--- TASK DESCRIPTION ---
In the material below, count the lines with the word "index" and state that number only.

================

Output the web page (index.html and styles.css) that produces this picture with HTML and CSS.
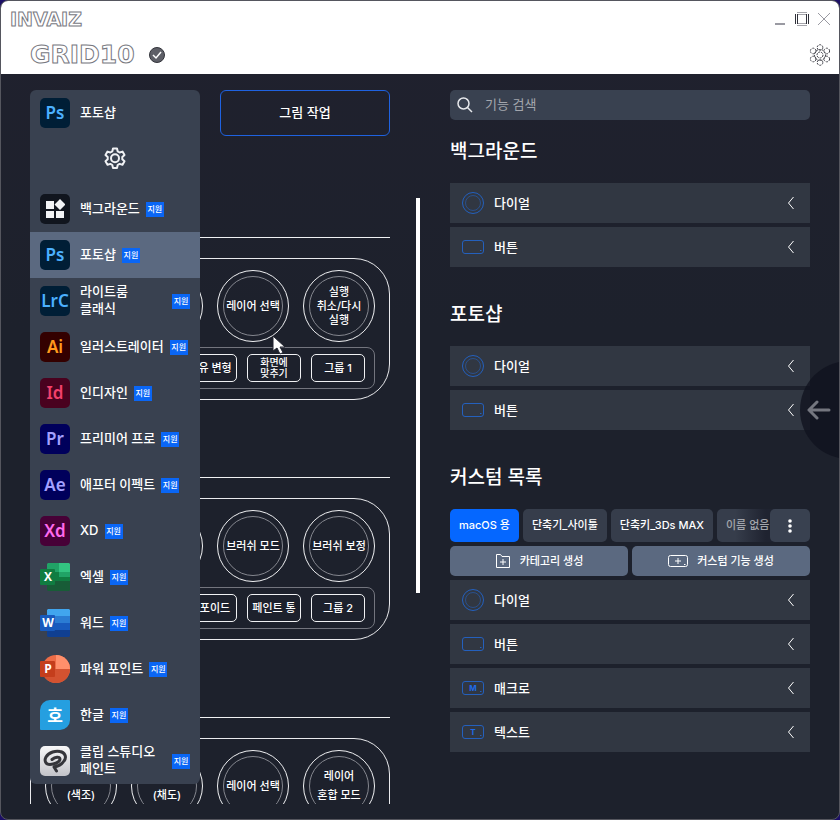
FILE: index.html
```html
<!DOCTYPE html>
<html lang="ko">
<head>
<meta charset="utf-8">
<meta name="viewport" content="width=device-width, initial-scale=1">
<title>INVAIZ GRID10</title>
<link rel="stylesheet" href="styles.css">
</head>
<body>
<svg class="defs" aria-hidden="true">
  <symbol id="gear" viewBox="0 0 24 24"><path d="M10 2.5h4l.7 2.9 1.9 1.1 2.9-.9 2 3.5-2.200 2v2.200l2.200 2-2 3.500-2.900-.9-1.900 1.100-.7 2.900h-4l-.7-2.900-1.900-1.100-2.900.9-2-3.500 2.200-2v-2.200l-2.200-2 2-3.500 2.900.9 1.900-1.100z"/><circle cx="12" cy="12.200" r="4"/></symbol>
  <symbol id="dial" viewBox="0 0 24 24"><circle cx="12" cy="12" r="10.500"/><circle cx="12" cy="12" r="7.500" opacity=".6"/></symbol>
  <symbol id="key" viewBox="0 0 24 24"><rect x="1.500" y="5.500" width="21" height="13" rx="2.500"/><path d="M19 15.500h1.500"/></symbol>
  <symbol id="chevron" viewBox="0 0 8 14"><path d="M6.500 1 1.500 7l5 6"/></symbol>
</svg>
<div class="window">
  <header class="titlebar">
    <div class="bar">
      <span class="brand">INVAIZ</span>
      <div class="controls">
        <button aria-label="최소화"><svg width="14" height="14" viewBox="0 0 14 14"><path d="M2 12h10" stroke="#9a9aa2" stroke-width="2"/></svg></button>
        <button aria-label="최대화"><svg width="14" height="14" viewBox="0 0 14 14" fill="none"><path d="M2 .5h10M2 13.500h10M3 2.500h8M3 11.500h8" stroke="#a5a5ab"/><path d="M.5 2v10M13.500 2v10M2.500 2v10M11.500 2v10" stroke="#30313a"/></svg></button>
        <button aria-label="닫기"><svg width="14" height="14" viewBox="0 0 14 14" fill="none" stroke="#9a9aa2"><path d="m1 1 12 12M13 1 1 13"/></svg></button>
      </div>
    </div>
    <div class="bar device">
      <h1>GRID10</h1>
      <svg width="16" height="16" viewBox="0 0 16 16" fill="none"><circle cx="8" cy="8" r="7.500" fill="#5e5f67" stroke="#33343b"/><path d="m4 8 3 3 5-6" stroke="#fff" stroke-width="1.500"/></svg>
      <button class="config" aria-label="설정"><svg width="22" height="22" viewBox="0 0 22 22" fill="none" stroke="#3e3f47" stroke-dasharray="2 1"><circle cx="11" cy="11" r="3"/><circle cx="11" cy="11" r="5.500"/><circle cx="11" cy="3.500" r="2.800"/><circle cx="11" cy="18.500" r="2.800"/><circle cx="4.200" cy="7" r="2.800"/><circle cx="17.800" cy="7" r="2.800"/><circle cx="4.200" cy="15" r="2.800"/><circle cx="17.800" cy="15" r="2.800"/></svg></button>
    </div>
  </header>

  <main>
    <section class="workspace">
      <div class="top">
        <div class="picker">
          <div class="dropdown">
            <button class="app current"><span class="ico ps">Ps</span><span>포토샵</span></button>
            <button class="manage" aria-label="앱 설정"><svg width="24" height="24"><use href="#gear"/></svg></button>
            <ul>
              <li><button class="app"><span class="ico bg"><svg width="20" height="20" viewBox="0 0 20 20" fill="#f2f3f5"><path d="M1 2h8v8H1zM1 12h8v7H1zM11 12h8v7h-8zM15 0l5.500 5.500L15 11 9.500 5.500z"/></svg></span><span>백그라운드</span><em>지원</em></button></li>
              <li><button class="app selected"><span class="ico ps">Ps</span><span>포토샵</span><em>지원</em></button></li>
              <li><button class="app"><span class="ico ps">LrC</span><span class="wide">라이트룸<br>클래식</span><em>지원</em></button></li>
              <li><button class="app"><span class="ico ai">Ai</span><span>일러스트레이터</span><em>지원</em></button></li>
              <li><button class="app"><span class="ico id">Id</span><span>인디자인</span><em>지원</em></button></li>
              <li><button class="app"><span class="ico pr">Pr</span><span>프리미어 프로</span><em>지원</em></button></li>
              <li><button class="app"><span class="ico pr">Ae</span><span>애프터 이펙트</span><em>지원</em></button></li>
              <li><button class="app"><span class="ico xd">Xd</span><span>XD</span><em>지원</em></button></li>
              <li><button class="app"><svg class="office" width="30" height="30" viewBox="0 0 30 30"><path fill="#21a366" d="M8 1h11v9H7V2z"/><path fill="#33c481" d="M19 1h10l1 1v8H19z"/><path fill="#107c41" d="M7 10h12v9H7zM19 10h11v9H19z"/><path fill="#21a366" d="M19 10h11v5H19z"/><path fill="#185c37" d="M7 19h23v9l-1 1H8l-1-1z"/><rect y="7" width="15" height="16" rx="1" fill="#107c41"/><text x="8" y="19">X</text></svg><span>엑셀</span><em>지원</em></button></li>
              <li><button class="app"><svg class="office" width="30" height="30" viewBox="0 0 30 30"><path fill="#41a5ee" d="M8 1h21l1 1v6H7V2z"/><path fill="#2b7cd3" d="M7 8h23v7H7z"/><path fill="#185abd" d="M7 15h23v7H7z"/><path fill="#103f91" d="M7 22h23v6l-1 1H8l-1-1z"/><rect y="7" width="15" height="16" rx="1" fill="#185abd"/><text x="8" y="19">W</text></svg><span>워드</span><em>지원</em></button></li>
              <li><button class="app"><svg class="office" width="30" height="30" viewBox="0 0 30 30"><circle cx="16" cy="15" r="14" fill="#ed6c47"/><path fill="#ff8f6b" d="M16 1a14 14 0 0 1 14 14H16z"/><path fill="#d35230" d="M2 15h28a14 14 0 0 1-28 0z"/><rect y="7" width="15" height="16" rx="1" fill="#c43e1c"/><text x="8" y="19">P</text></svg><span>파워 포인트</span><em>지원</em></button></li>
              <li><button class="app"><span class="ico han">호</span><span>한글</span><em>지원</em></button></li>
              <li><button class="app"><span class="ico clip"><svg width="26" height="26" viewBox="0 0 26 26" fill="none" stroke="#35353a" stroke-width="3" stroke-linecap="round" stroke-linejoin="round"><path d="M10 11.500C13 9 18 8 18 11c0 3-6 5.500-10 5.500C3.500 16.500 2 12.500 4 9 7 4 14 2.500 18 3.500c5 1 7 5.500 4 9.500-2.500 3.500-6 5.500-10 6l2.500 4"/></svg></span><span class="wide">클립 스튜디오<br>페인트</span><em>지원</em></button></li>
            </ul>
          </div>
        </div>
        <button class="profile">그림 작업</button>
      </div>

      <div class="groups">
        <article class="group">
          <div class="pad">
            <div class="dials"><button><span></span></button><button><span></span></button><button><span>레이어 선택</span></button><button><span>실행<br>취소/다시<br>실행</span></button></div>
            <div class="keys"><button></button><button></button><button>자유 변형</button><button class="two">화면에<br>맞추기</button><button>그룹 1</button></div>
          </div>
        </article>
        <article class="group">
          <div class="pad">
            <div class="dials"><button><span></span></button><button><span></span></button><button><span>브러쉬 모드</span></button><button><span>브러쉬 보정</span></button></div>
            <div class="keys"><button></button><button></button><button>스포이드</button><button>페인트 통</button><button>그룹 2</button></div>
          </div>
        </article>
        <article class="group">
          <div class="pad">
            <div class="dials"><button><span class="loose"><br>(색조)</span></button><button><span class="loose"><br>(채도)</span></button><button><span>레이어 선택</span></button><button><span class="loose">레이어<br>혼합 모드</span></button></div>
            <div class="keys"><button></button><button></button><button></button><button></button><button></button></div>
          </div>
        </article>
      </div>
      <svg class="pointer" width="14" height="20" viewBox="0 0 14 20"><path d="M1 1v15l4-3 3 6 3-1.500-3-5.500h5z" fill="#fff" stroke="#222530"/></svg>
    </section>

    <div class="track"><div class="thumb"></div></div>

    <aside>
      <label class="search">
        <svg width="16" height="16" viewBox="0 0 16 16" fill="none" stroke="#e6e8ec" stroke-width="1.500"><circle cx="6.500" cy="6.500" r="5.500"/><path d="m10.500 10.500 4.500 4.500"/></svg>
        <input type="search" placeholder="기능 검색" aria-label="기능 검색">
      </label>

      <section class="features">
        <h2>백그라운드</h2>
        <button class="row"><svg><use href="#dial"/></svg>다이얼<svg class="chev"><use href="#chevron"/></svg></button>
        <button class="row"><svg><use href="#key"/></svg>버튼<svg class="chev"><use href="#chevron"/></svg></button>
      </section>

      <section class="features">
        <h2>포토샵</h2>
        <button class="row"><svg><use href="#dial"/></svg>다이얼<svg class="chev"><use href="#chevron"/></svg></button>
        <button class="row"><svg><use href="#key"/></svg>버튼<svg class="chev"><use href="#chevron"/></svg></button>
      </section>

      <section class="features">
        <h2>커스텀 목록</h2>
        <div class="tabs">
          <button class="on">macOS 용</button><button>단축기_사이툴</button><button>단축키_3Ds MAX</button><button class="faded">이름 없음</button>
          <button class="more" aria-label="더 보기"><svg width="4" height="14" viewBox="0 0 4 14" fill="#fff"><circle cx="2" cy="2" r="1.800"/><circle cx="2" cy="7" r="1.800"/><circle cx="2" cy="12" r="1.800"/></svg></button>
        </div>
        <div class="create">
          <button><svg width="16" height="16" viewBox="0 0 16 16"><path d="M1.500 1.500h4l1.500 2h7.500v11h-13zM8 6v6M5 9h6"/></svg>카테고리 생성</button>
          <button><svg width="20" height="14" viewBox="0 0 20 14"><rect x=".5" y="1.500" width="19" height="11" rx="2"/><path d="M10 4v6M7 7h6M16 10.500h1.500"/></svg>커스텀 기능 생성</button>
        </div>
        <button class="row"><svg><use href="#dial"/></svg>다이얼<svg class="chev"><use href="#chevron"/></svg></button>
        <button class="row"><svg><use href="#key"/></svg>버튼<svg class="chev"><use href="#chevron"/></svg></button>
        <button class="row"><svg viewBox="0 0 24 24"><use href="#key"/><text x="12" y="15">M</text></svg>매크로<svg class="chev"><use href="#chevron"/></svg></button>
        <button class="row"><svg viewBox="0 0 24 24"><use href="#key"/><text x="12" y="15">T</text></svg>텍스트<svg class="chev"><use href="#chevron"/></svg></button>
      </section>
    </aside>
  </main>

  <button class="back" aria-label="뒤로"><svg width="24" height="20" viewBox="0 0 24 20" fill="none" stroke="#74767f" stroke-width="3" stroke-linecap="round" stroke-linejoin="round"><path d="M22 10H2M10 2l-8 8 8 8"/></svg></button>
</div>
</body>
</html>
```
FILE: styles.css
```css
* { box-sizing: border-box; }

body {
  margin: 0;
  background: #1c0f66;
  color: #fff;
  font: 500 13px/17px Inter, "Noto Sans CJK KR", sans-serif;
}

button {
  margin: 0;
  padding: 0;
  border: 0;
  background: none;
  color: inherit;
  font: inherit;
}

ul { margin: 0; padding: 0; list-style: none; }
svg { flex: none; display: block; }
.defs { position: absolute; width: 0; height: 0; }

.window {
  position: relative;
  display: flex;
  flex-direction: column;
  height: 100vh;
  border: 1px solid #55565e;
  border-radius: 8px;
  background: linear-gradient(#20212e, #1d212c 40%);
  overflow: hidden;
}

/* Title bar */
.titlebar { height: 73px; background: #fff; }
.bar { display: flex; align-items: center; height: 36px; padding: 0 8px 0 9px; }

.brand, h1 {
  margin: 0;
  color: #fff;
  font: 700 19px/36px "DejaVu Sans", sans-serif;
  -webkit-text-stroke: 1px #77787f;
}

.controls { display: flex; gap: 8px; margin-left: auto; }
.device { padding-left: 29px; gap: 14px; }
h1 { font-size: 25px; }
.config { margin-left: auto; }

/* Main columns */
main {
  flex: 1;
  display: grid;
  grid-template-columns: 1fr 60px 1fr;
  min-height: 0;
  padding: 16px 29px 15px;
}

.workspace { position: relative; display: flex; flex-direction: column; min-width: 0; min-height: 0; }
.top { flex: none; display: grid; grid-template-columns: 1fr 1fr; gap: 20px; height: 46px; }
.profile { padding-bottom: 2px; border: 1px solid #1f62e0; border-radius: 6px; }

/* App picker */
.picker { position: relative; z-index: 2; }
.dropdown {
  position: absolute;
  inset: 0 0 auto;
  border-radius: 6px;
  background: #394150;
  overflow: hidden;
}

.app {
  display: flex;
  align-items: center;
  width: 100%;
  height: 46px;
  padding: 0 10px;
  text-align: left;
}
.selected { background: #5b6980; }
.app > :first-child { margin-right: 10px; }
.app > span + span, .app > svg + span { padding-bottom: 2px; }
.wide { flex: 1; }

.app em {
  flex: none;
  width: 18px;
  margin-left: 6px;
  background: #0a66f5;
  font-size: 8px;
  font-style: normal;
  line-height: 15px;
  text-align: center;
}
.app .wide + em { margin-left: 0; }

.manage { display: flex; justify-content: center; width: 100%; height: 50px; padding-top: 10px; }
.manage svg { fill: none; stroke: #f0f1f4; stroke-width: 2; stroke-linejoin: round; }

.ico {
  flex: none;
  display: flex;
  align-items: center;
  justify-content: center;
  width: 30px;
  height: 30px;
  border-radius: 5px;
  font: 600 17px/30px "Noto Sans", sans-serif;
}
.ps { background: #001e36; color: #4bb0ff; }
.bg { background: #11151e; }
.ai { background: #330000; color: #ff9a1c; }
.id { background: #49021f; color: #f2406c; }
.pr { background: #00005b; color: #a3a0ff; }
.xd { background: #470137; color: #ff69ee; }
.han { border-radius: 10px 1px 10px 1px; background: #259fe0; font-family: "Noto Sans CJK KR", sans-serif; font-weight: 700; }
.clip { background: linear-gradient(#f8f8f9, #c4c4c9); }
.office text { fill: #fff; font: 700 12px "Open Sans", sans-serif; text-anchor: middle; }

/* Device groups */
.groups { flex: 1; min-height: 0; padding-top: 101px; overflow: hidden; }
.group { height: 240px; padding-top: 20px; border-top: 1px solid #f0f1f3; }
.pad { padding: 11px 14px 10px; border: 1px solid #e9eaed; border-radius: 36px; font-size: 11px; }
.dials { display: flex; justify-content: space-between; }

.dials button {
  width: 72px;
  height: 72px;
  padding: 5px;
  border: 1px solid #f0f1f3;
  border-radius: 50%;
}
.dials span {
  display: flex;
  align-items: center;
  justify-content: center;
  height: 60px;
  border: 1px solid #85878f;
  border-radius: 50%;
  line-height: 14px;
  white-space: nowrap;
}
.dials .loose { line-height: 19px; }

.keys {
  display: grid;
  grid-template-columns: repeat(5, 1fr);
  gap: 10px;
  margin-top: 5px;
  padding: 6px 9px;
  border: 1px solid #73757e;
  border-radius: 8px;
}
.keys button { height: 28px; border: 1px solid #f0f1f3; border-radius: 5px; white-space: nowrap; }
.keys .two { font-size: 10px; line-height: 11px; }

.pointer { position: absolute; left: 242px; top: 245px; }

/* Scrollbar */
.track { padding: 108px 0 0 26px; }
.thumb { width: 4px; height: 395px; background: #fff; }

/* Feature list */
.search {
  display: flex;
  align-items: center;
  gap: 12px;
  height: 30px;
  padding: 0 7px;
  border-radius: 5px;
  background: #394150;
}
.search input {
  flex: 1;
  min-width: 0;
  padding: 0 0 2px;
  border: 0;
  outline: 0;
  background: none;
  color: #fff;
  font: inherit;
  font-weight: 400;
}
.search input::placeholder { color: #a3a6ad; }

.features { display: flex; flex-direction: column; gap: 4px; }
.features + .features { margin-top: 16px; }
h2 { margin: 0 0 -4px; font-size: 19px; font-weight: 500; line-height: 63px; }

.row {
  display: flex;
  align-items: center;
  gap: 9px;
  height: 40px;
  padding: 0 15px 0 11px;
  background: #313742;
}
.row svg { width: 24px; height: 24px; fill: none; stroke: #2460bd; }
.row text { fill: #1f6bea; stroke: none; font: 700 8px Inter, sans-serif; text-anchor: middle; }
.row .chev { width: 8px; height: 14px; margin-left: auto; stroke: #fff; }

.tabs { position: relative; display: flex; gap: 4px; height: 33px; overflow: hidden; font-size: 11px; }
.tabs button { flex: none; padding: 0 9px; border-radius: 5px; background: #363d4b; }
.tabs .on { background: #0567ff; }
.tabs .faded { background: linear-gradient(90deg, #363d4b 30%, #1f2330 80%); color: #a2a5ac; }
.tabs .more {
  position: absolute;
  inset: 0 0 0 auto;
  display: flex;
  align-items: center;
  justify-content: center;
  width: 40px;
  background: #394150;
}

.create { display: grid; grid-template-columns: 1fr 1fr; gap: 4px; font-size: 11px; }
.create button {
  display: flex;
  align-items: center;
  justify-content: center;
  gap: 9px;
  height: 30px;
  border-radius: 5px;
  background: #5b6980;
}
.create svg { fill: none; stroke: #fff; }

/* Edge button */
.back {
  position: absolute;
  right: -59px;
  top: 360px;
  width: 98px;
  height: 98px;
  padding-left: 7px;
  border-radius: 50%;
  background: rgb(15 17 29 / 75%);
}
```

================

--- RESULT FOR THIS TASK ---
3